To achieve the goal of Earth Reader, its design need to resolve the following subproblems:
All data libearth deals with are based on (de facto) standard formats. For example, it stores subscription list and its category hierarchy to an OPML file. OPML have been a de facto standard format to exchange subscription list by feed readers. It also stores all feed data to Atom format (RFC 4287).
Actually the most technologies related to RSS/syndication formats are from early 00’s, and it means they had used XML instead of JSON today we use for the same purpose. OPML is an (though poorly structured) XML format, and Atom also is an XML format.
Since we need to deal with several XML data and not need any other formats, we decided to make something first-class model objects to XML like ORM to relational databases. You can find how it can be used for designing model objects at libearth/feed.py and libearth/subscribe.py. It looks similar to Django ORM and SQLAlchemy, and makes you to deal with XML documents in the same way you use plain Python objects.
Under the hood it does incremental parsing using SAX instead of DOM to reduce memory usage when the document is larger than a hundred megabytes.
Earth Reader data can be shared by multiple installations e.g. desktop apps, mobile apps, web apps. So there must be simultaneous updates between them that could conflict. An important constraint we have is synchronization isn’t done by Earth Reader. We can’t lock files nor do atomic operations on them.
Our solution to this is read-time merge. All data are not shared between installations at least in filesystem level. They have isolated files for the same entities, and libearth merges all of them when it’s loaded into memory. Merged result doesn’t affect to all replicas but only a replica that corresponds to the installation. You can understand the approach similar to DVCS (although there are actually many differences): installations are branches, and updates from others can be pulled to mine. If there are simultaneous changes, these are merged and then committed to mine. If there’s no change for me, simply pull changes from others without merge. A big difference is that there’s no push. You can only do pull others, or wait others to pull yours. It’s because the most of existing synchronization utilities like Dropbox passively works in background. Moreover there could be offline.

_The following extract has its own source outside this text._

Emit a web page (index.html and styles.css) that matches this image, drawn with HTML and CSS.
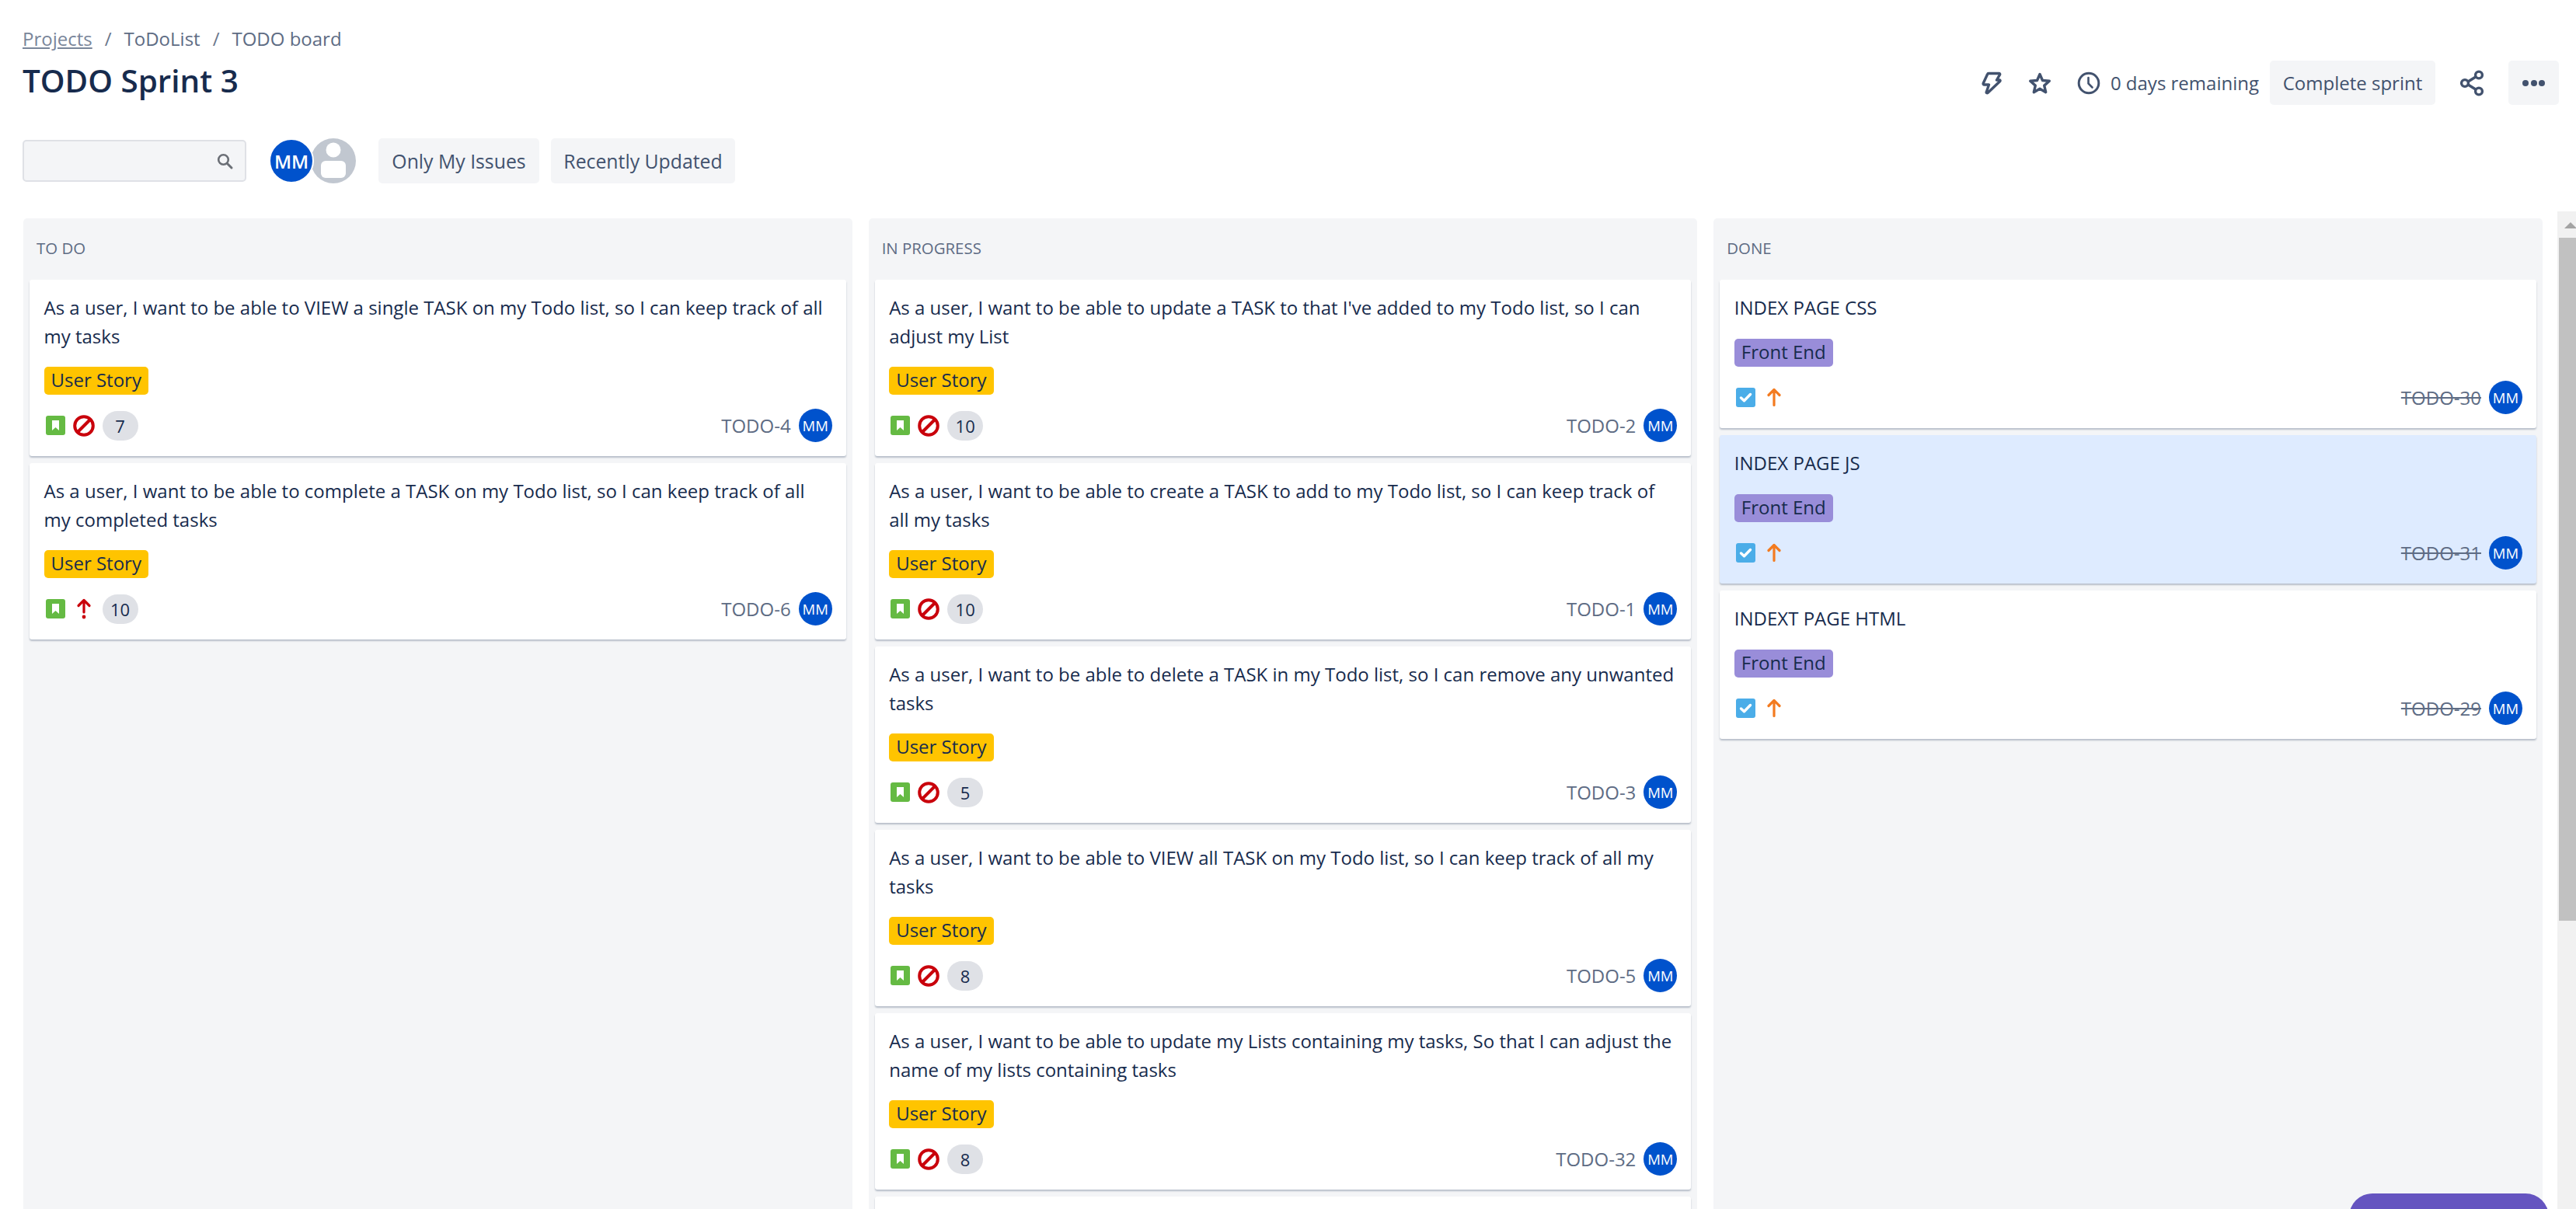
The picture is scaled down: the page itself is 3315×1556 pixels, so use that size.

Repository abstracts storage backend e.g. filesystem. There might be platforms that have no chance to directly access file system e.g. iOS, and in that case the concept of repository makes you to store data directly to Dropbox or Google Drive instead of filesystem. However in the most cases we will simply use FileSystemRepository even if data are synchronized using Dropbox or rsync.
Session abstracts installations. Every installation has its own session identifier. To be more exact it purposes to distinguish processes, hence every process has its unique identifier even if they are child processes of the same installation e.g. prefork workers.
Every session makes its own file for a document, for example, if there are two sessions identified a and b, two files for a document e.g. doc.xml will be made doc.a.xml and doc.b.xml respectively.
For each change a session merges all changes from other sessions when a document is being loaded (read-time merge).
Stage is a unit of changes i.e. an atomic changes to be merged. It provides transactions for multi threaded environment. If there are simultaneous changes from other sessions or other transactions, these are automatically merged when the currently ongoing transaction is committed.
Stage also provides Route, a convenient interface to access documents. For example, you can read the subscription list by stage.subscriptions, and write it by stage.subscriptions = new_subscriptions. In the similar way you can read a feed by stage.feeds[feed_id], and write it by stage.feeds[feed_id] = new_feed.